The exporter sets the drawing extents and the model-space viewport when it writes the file, so AutoCAD, BricsCAD, and the common open- source viewers open with the layout centred on screen rather than showing a blank canvas at world-origin.
For engineering work that needs to tie back to surveyed coordinates, your team can re-project the DXF in their CAD tool using the UTM zone that matches the plant's location.
What's NOT in the DXF
The DXF is geometry only — it captures where things are, not what they are at an electrical-engineering level. The DXF does not include:
- Module electrical specs (DC capacity per table, voltage, current).
- Cable cross-sections — only routes are drawn, not size or rating.

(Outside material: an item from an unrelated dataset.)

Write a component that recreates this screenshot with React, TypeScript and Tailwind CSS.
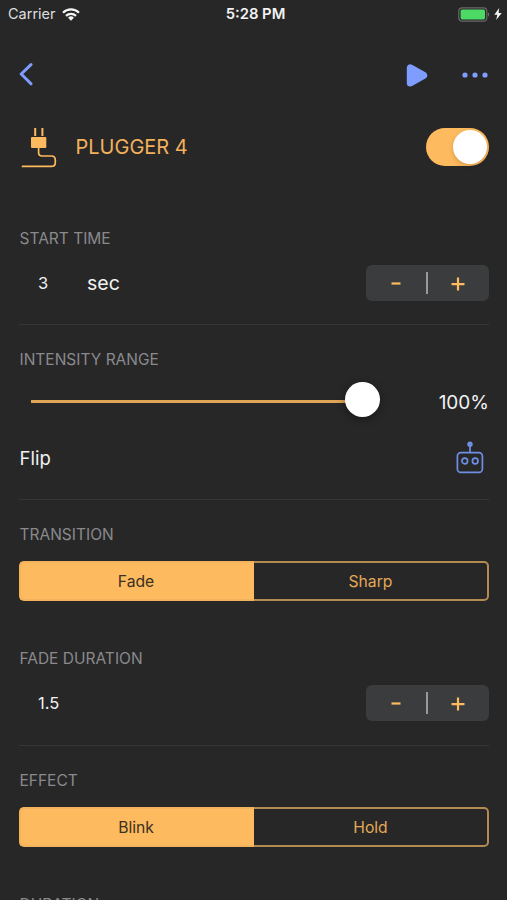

- Inverter electrical parameters.
- Energy yield numbers.
- Setbacks, fence lines, gate locations — these are out of scope in v0.1.
For those, hand off the PDF report alongside the DXF. The engineering team typically references both — DXF for coordinates, PDF for specs.
When to send the DXF
The DXF is the right export when:
- Your EPC design team is ready to start civil and electrical engineering on this site.

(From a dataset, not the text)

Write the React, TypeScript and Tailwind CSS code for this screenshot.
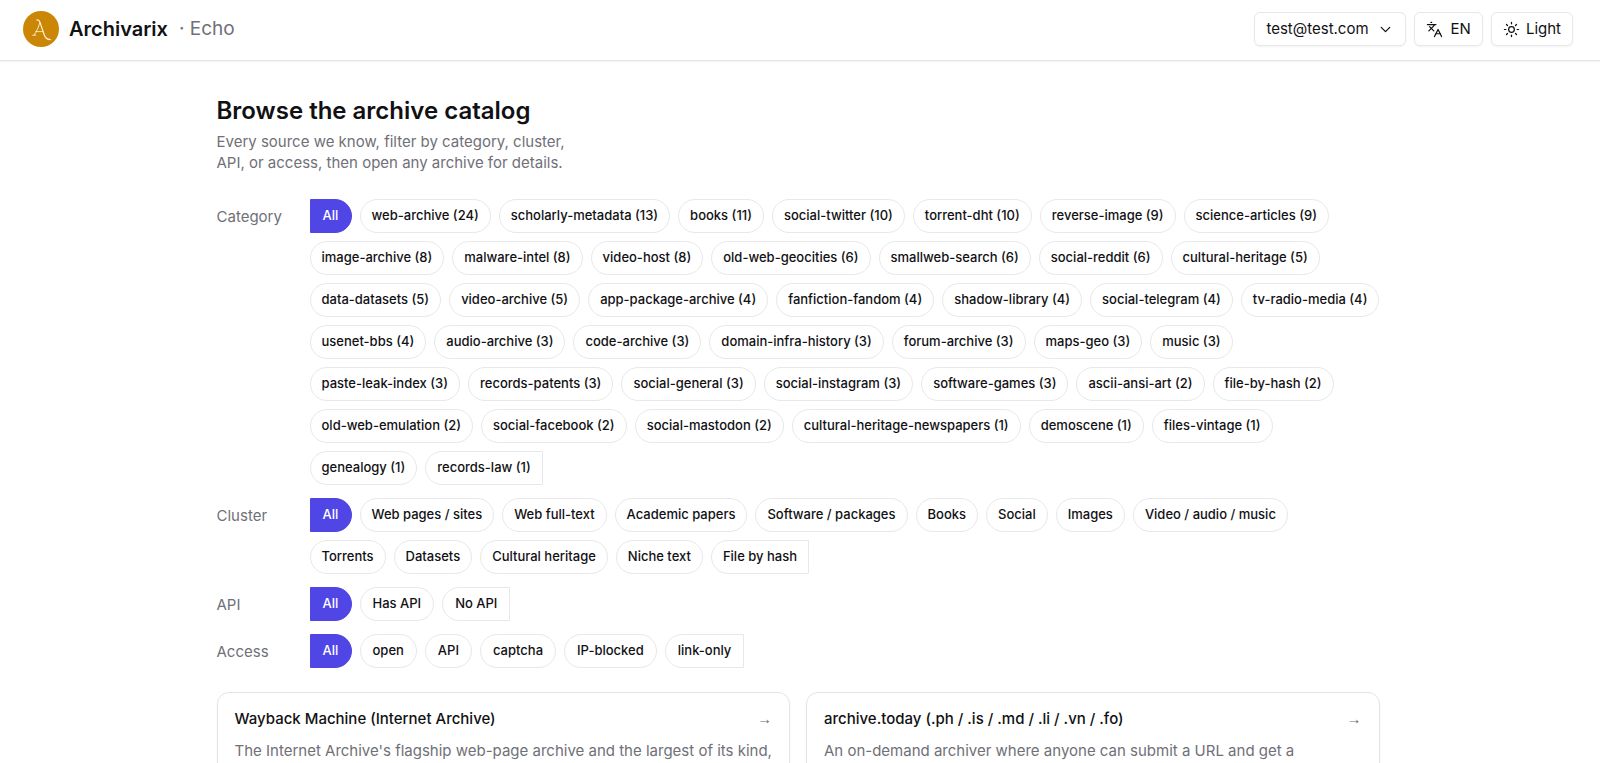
import { useState } from 'react';
import { ChevronDown, Languages, Sun } from 'lucide-react';

interface Filter {
  label: string;
  options: string[];
  className?: string;
  chipPadding: string;
}

interface Archive {
  name: string;
  description: string;
}

const filters: Filter[] = [
  {
    label: 'Category',
    options: [
      'web-archive (24)',
      'scholarly-metadata (13)',
      'books (11)',
      'social-twitter (10)',
      'torrent-dht (10)',
      'reverse-image (9)',
      'science-articles (9)',
      'image-archive (8)',
      'malware-intel (8)',
      'video-host (8)',
      'old-web-geocities (6)',
      'smallweb-search (6)',
      'social-reddit (6)',
      'cultural-heritage (5)',
      'data-datasets (5)',
      'video-archive (5)',
      'app-package-archive (4)',
      'fanfiction-fandom (4)',
      'shadow-library (4)',
      'social-telegram (4)',
      'tv-radio-media (4)',
      'usenet-bbs (4)',
      'audio-archive (3)',
      'code-archive (3)',
      'domain-infra-history (3)',
      'forum-archive (3)',
      'maps-geo (3)',
      'music (3)',
      'paste-leak-index (3)',
      'records-patents (3)',
      'social-general (3)',
      'social-instagram (3)',
      'software-games (3)',
      'ascii-ansi-art (2)',
      'file-by-hash (2)',
      'old-web-emulation (2)',
      'social-facebook (2)',
      'social-mastodon (2)',
      'cultural-heritage-newspapers (1)',
      'demoscene (1)',
      'files-vintage (1)',
      'genealogy (1)',
      'records-law (1)',
    ],
    chipPadding: 'px-[11px]',
  },
  {
    label: 'Cluster',
    options: [
      'Web pages / sites',
      'Web full-text',
      'Academic papers',
      'Software / packages',
      'Books',
      'Social',
      'Images',
      'Video / audio / music',
      'Torrents',
      'Datasets',
      'Cultural heritage',
      'Niche text',
      'File by hash',
    ],
    className: 'pr-5',
    chipPadding: 'px-[11px]',
  },
  { label: 'API', options: ['Has API', 'No API'], chipPadding: 'px-3' },
  { label: 'Access', options: ['open', 'API', 'captcha', 'IP-blocked', 'link-only'], chipPadding: 'px-3' },
];

const archives: Archive[] = [
  {
    name: 'Wayback Machine (Internet Archive)',
    description: "The Internet Archive's flagship web-page archive and the largest of its kind,",
  },
  {
    name: 'archive.today (.ph / .is / .md / .li / .vn / .fo)',
    description: 'An on-demand archiver where anyone can submit a URL and get a',
  },
];

const headerButton =
  'flex items-center h-[34px] px-[11px] pt-0.5 rounded-md border border-[#e8e8ea] bg-white text-[15px] text-[#111114] shadow-xs hover:bg-gray-50';

function Logo() {
  return (
    <svg viewBox="0 0 36 36" className="w-9 h-9" fill="none" aria-hidden="true">
      <circle cx="18" cy="18" r="18" fill="#ca8604" />
      <g stroke="#fff3d6" strokeLinecap="round" strokeLinejoin="round">
        <path d="M13.8 9c1.8-.4 2.6.6 3.2 2.4l4.2 12.4c.9 2.8 2.6 4.8 6.2 4.8" strokeWidth="1.2" />
        <path d="M16.9 11.6c-1.4 4.6-3.2 8.8-5.6 12.4" strokeWidth="0.9" />
        <path d="M9.6 24.2h3.2M12.8 20.6h7" strokeWidth="0.8" />
      </g>
    </svg>
  );
}

function FilterRow({ label, options, className = '', chipPadding }: Filter) {
  const [selected, setSelected] = useState('All');

  return (
    <div role="group" aria-label={label} className="flex items-start">
      <span className="w-[93px] shrink-0 pt-[7px] text-[15px] leading-[22px] text-[#707078]">{label}</span>
      <div className={`flex flex-1 flex-wrap gap-2 ${className}`}>
        {['All', ...options].map((option) => (
          <button
            key={option}
            aria-pressed={selected === option}
            onClick={() => setSelected(option)}
            className={`h-[34px] min-w-[42px] ${chipPadding} border text-[13px] font-medium rounded-full first:rounded-l-none last:rounded-r-none transition-colors ${
              selected === option
                ? 'bg-[#4f46e5] border-[#4f46e5] text-white'
                : 'bg-white border-[#e8e8ea] text-[#111114] hover:bg-gray-50'
            }`}
          >
            {option}
          </button>
        ))}
      </div>
    </div>
  );
}

export default function App() {
  return (
    <div className="min-h-screen bg-white font-['Inter',sans-serif] text-[#111114]">
      <header className="flex items-center justify-between h-[61px] pl-[23px] pr-[27px] pb-[3px] border-b border-[#e4e4e7] shadow-xs">
        <a href="#" className="flex items-center">
          <Logo />
          <span className="ml-2.5 text-xl font-semibold">Archivarix</span>
          <span className="ml-[11px] pt-0.5 text-[19px] text-[#707078]">· Echo</span>
        </a>
        <div className="flex items-center gap-2">
          <button className={`${headerButton} gap-2`}>
            test@test.com
            <ChevronDown className="w-[17px] h-[17px]" strokeWidth={1.75} />
          </button>
          <button className={`${headerButton} gap-2`}>
            <Languages className="w-[17px] h-[17px]" strokeWidth={1.75} />
            EN
          </button>
          <button className={`${headerButton} gap-1.5`}>
            <Sun className="w-[17px] h-[17px]" strokeWidth={1.75} />
            Light
          </button>
        </div>
      </header>

      <main className="pl-4 pr-5 pt-8">
        <div className="max-w-[1163px] mx-auto">
          <h1 className="text-2xl leading-9 font-semibold">Browse the archive catalog</h1>
          <p className="mt-0.5 max-w-[360px] text-[15px] leading-[21px] text-[#707078]">
            Every source we know, filter by category, cluster, API, or access, then open any archive for details.
          </p>

          <div className="mt-[26px] flex flex-col gap-[13px]">
            {filters.map((filter) => (
              <FilterRow key={filter.label} {...filter} />
            ))}
          </div>

          <div className="mt-6 grid grid-cols-2 gap-4">
            {archives.map((archive) => (
              <a
                key={archive.name}
                href="#"
                className="block rounded-xl border border-[#e4e4e7] px-[17px] py-[15px] shadow-xs hover:border-gray-300"
              >
                <div className="flex items-center justify-between">
                  <h2 className="text-[15px] leading-[22px] font-medium">{archive.name}</h2>
                  <span className="font-['Liberation_Sans',sans-serif] text-[15px] leading-[22px] text-[#707078]">→</span>
                </div>
                <p className="mt-2.5 text-[15px] leading-[22px] text-[#707078]">{archive.description}</p>
              </a>
            ))}
          </div>
        </div>
      </main>
    </div>
  );
}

- A civil contractor needs the table positions to bid on foundation work.
- An electrical contractor needs the ICR positions and cable paths to scope the BoQ.
- You're integrating with the broader project drawing set (substation layout, transmission corridor, civil drawings) in AutoCAD.
AutoCAD compatibility
The DXF is written in AutoCAD 2010 (R2010) format via the
ezdxf library — broadly compatible with AutoCAD 2010 and newer,
BricsCAD, ZWCAD, and LibreCAD. Older AutoCAD versions (pre-2010)
typically still open R2010 DXFs; if you hit a version issue, opening
and re-saving in a modern viewer is a one-time fix.